KEAP1 retention in phase-separated p62 bodies drives liver damage under autophagy-deficient conditions.

Phase-separated p62 bodies activate NRF2, a key transcription factor for antioxidant response, by sequestering KEAP1, which targets NRF2 for degradation. Although p62 bodies containing KEAP1 are degraded by autophagy, they accumulate in various liver disorders. Their precise disease role remains unclear. We show that excessive KEAP1 retention in p62 bodies and NRF2 activation are major causes of liver damage when autophagy is impaired. In mice with weakened or blocked p62-KEAP1 interactions, KEAP1 retention and NRF2 activation under autophagy-deficient conditions were suppressed. Transcriptome and proteome analyses reveal that p62 mutants unable to bind KEAP1 normalize the expression of NRF2 targets induced by defective autophagy.
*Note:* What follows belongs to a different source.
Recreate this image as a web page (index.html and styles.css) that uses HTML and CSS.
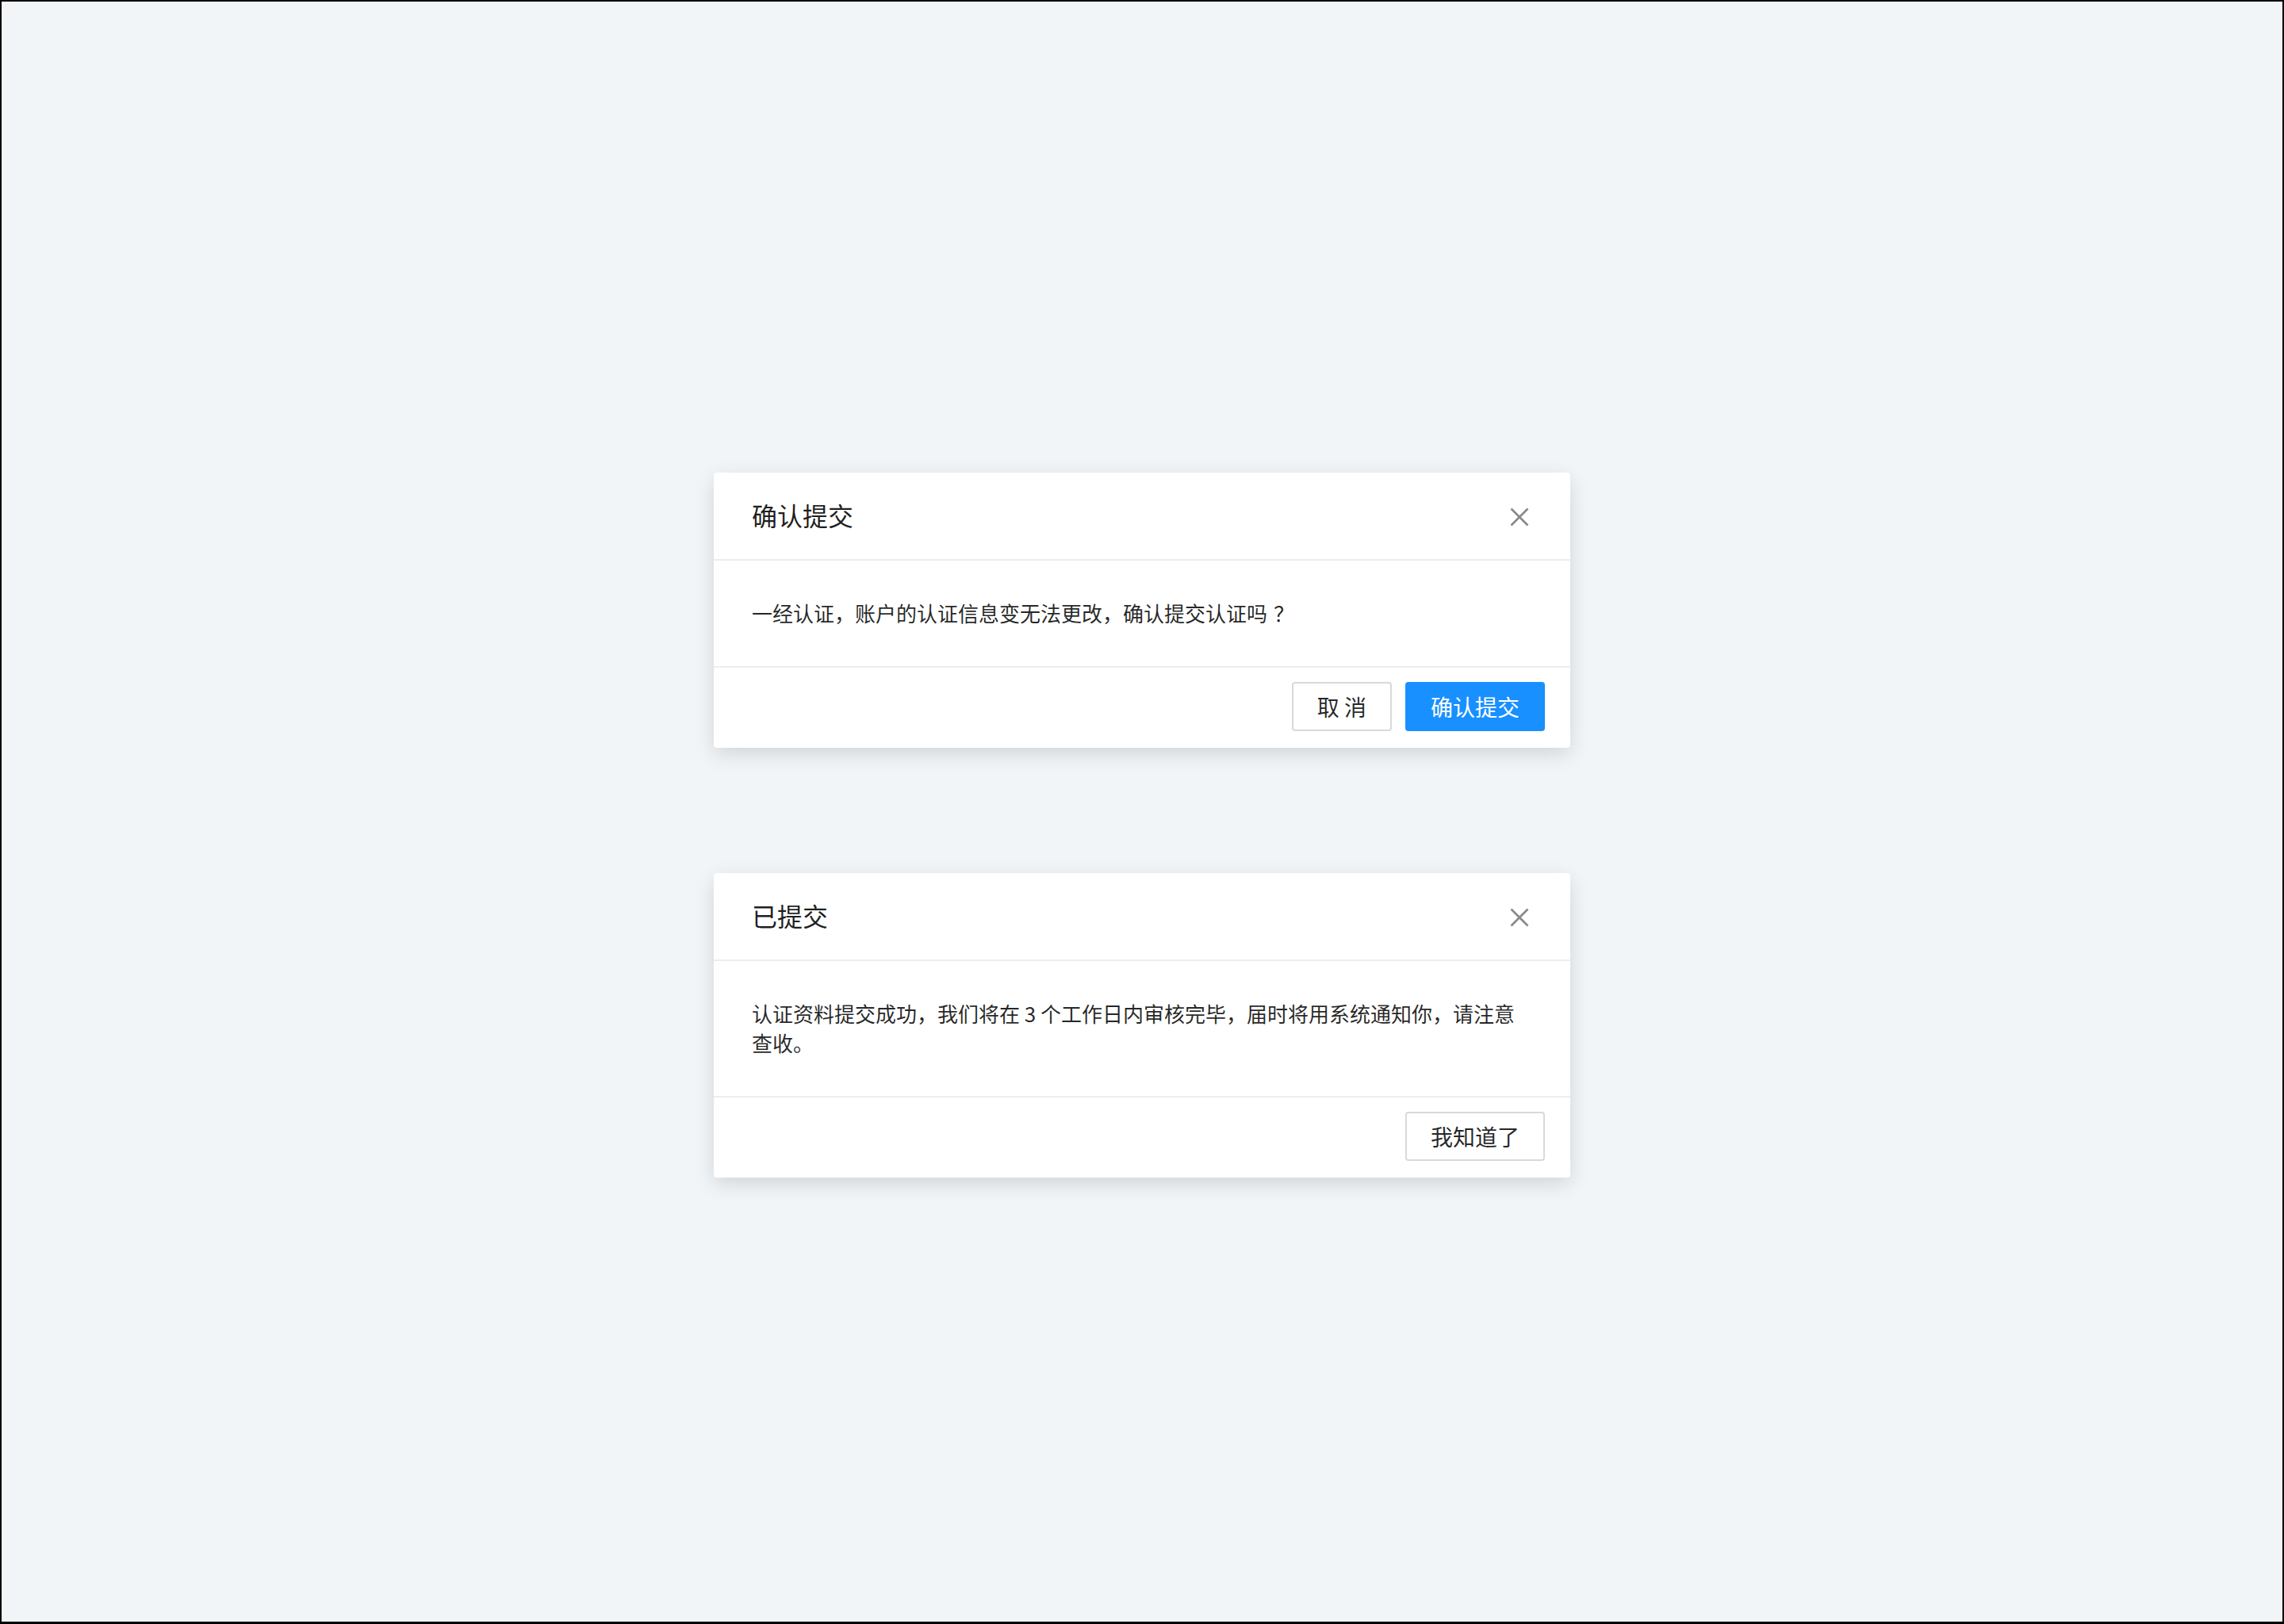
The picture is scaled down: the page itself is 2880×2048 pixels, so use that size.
FILE: index.html
```html
<!DOCTYPE html>
<html lang="zh-CN">
<head>
<meta charset="utf-8">
<title>Modal</title>
<link rel="stylesheet" href="styles.css">
</head>
<body>
<div class="page">
  <div class="modal">
    <div class="modal-header">
      <div class="modal-title">确认提交</div>
      <button class="modal-close" aria-label="关闭">
        <svg viewBox="0 0 24 24" width="24" height="24"><path d="M1.5 1.5 L22.5 22.5 M22.5 1.5 L1.5 22.5" stroke="#888" stroke-width="2.6" fill="none"/></svg>
      </button>
    </div>
    <div class="modal-body">一经认证，账户的认证信息变无法更改，确认提交认证吗<span class="punct">？</span></div>
    <div class="modal-footer">
      <button class="btn">取 消</button>
      <button class="btn btn-primary">确认提交</button>
    </div>
  </div>
  <div class="modal">
    <div class="modal-header">
      <div class="modal-title">已提交</div>
      <button class="modal-close" aria-label="关闭">
        <svg viewBox="0 0 24 24" width="24" height="24"><path d="M1.5 1.5 L22.5 22.5 M22.5 1.5 L1.5 22.5" stroke="#888" stroke-width="2.6" fill="none"/></svg>
      </button>
    </div>
    <div class="modal-body">认证资料提交成功，我们将在 3 个工作日内审核完毕，届时将用系统通知你，请注意查收。</div>
    <div class="modal-footer">
      <button class="btn">我知道了</button>
    </div>
  </div>
</div>
</body>
</html>
```

FILE: styles.css
```css
* { box-sizing: border-box; }
html, body { margin: 0; padding: 0; }
body {
  font-family: "Noto Sans CJK SC", "Noto Sans", sans-serif;
  color: rgba(0, 0, 0, 0.85);
}
.page {
  width: 2880px;
  height: 2048px;
  border: 2px solid #000;
  border-bottom-width: 3px;
  background: #f1f5f8;
  display: flex;
  flex-direction: column;
  align-items: center;
  padding-top: 594px;
  gap: 158px;
}
.modal {
  width: 1080px;
  background: #fff;
  border-radius: 4px;
  box-shadow: 0 8px 26px rgba(0, 0, 0, 0.13);
}
.modal-header {
  display: flex;
  align-items: center;
  justify-content: space-between;
  padding: 31px 52px 34px 48px;
  border-bottom: 2px solid #ededed;
}
.modal-title {
  font-size: 32px;
  line-height: 44px;
  color: rgba(0, 0, 0, 0.88);
}
.modal-close {
  border: 0;
  background: none;
  padding: 0;
  margin-top: 5px;
  width: 24px;
  height: 24px;
  display: flex;
  cursor: pointer;
}
.modal-body {
  padding: 47px 48px 49px;
  font-size: 26px;
  line-height: 37px;
}
.punct {
  padding-left: 8px;
}
.modal-footer {
  display: flex;
  justify-content: flex-end;
  gap: 17px;
  padding: 18px 32px 21px;
  border-top: 2px solid #ededed;
}
.btn {
  height: 62px;
  padding: 0 30px;
  font-family: inherit;
  font-size: 28px;
  line-height: 58px;
  color: rgba(0, 0, 0, 0.85);
  background: #fff;
  border: 2px solid #d9d9d9;
  border-radius: 4px;
  cursor: pointer;
}
.btn-primary {
  background: #1890ff;
  border-color: #1890ff;
  color: #fff;
}
```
Autophagy deficiency causes organelle accumulation, especially of the ER, regardless of p62 mutation. Liver damage and hepatomegaly resulting from autophagy suppression markedly improved in mice carrying p62 mutants, particularly those with blocked KEAP1 binding. These findings highlight excessive KEAP1 retention in p62 bodies and defective organelle turnover as key drivers of liver pathology, underscoring the significance of phase separation in vivo.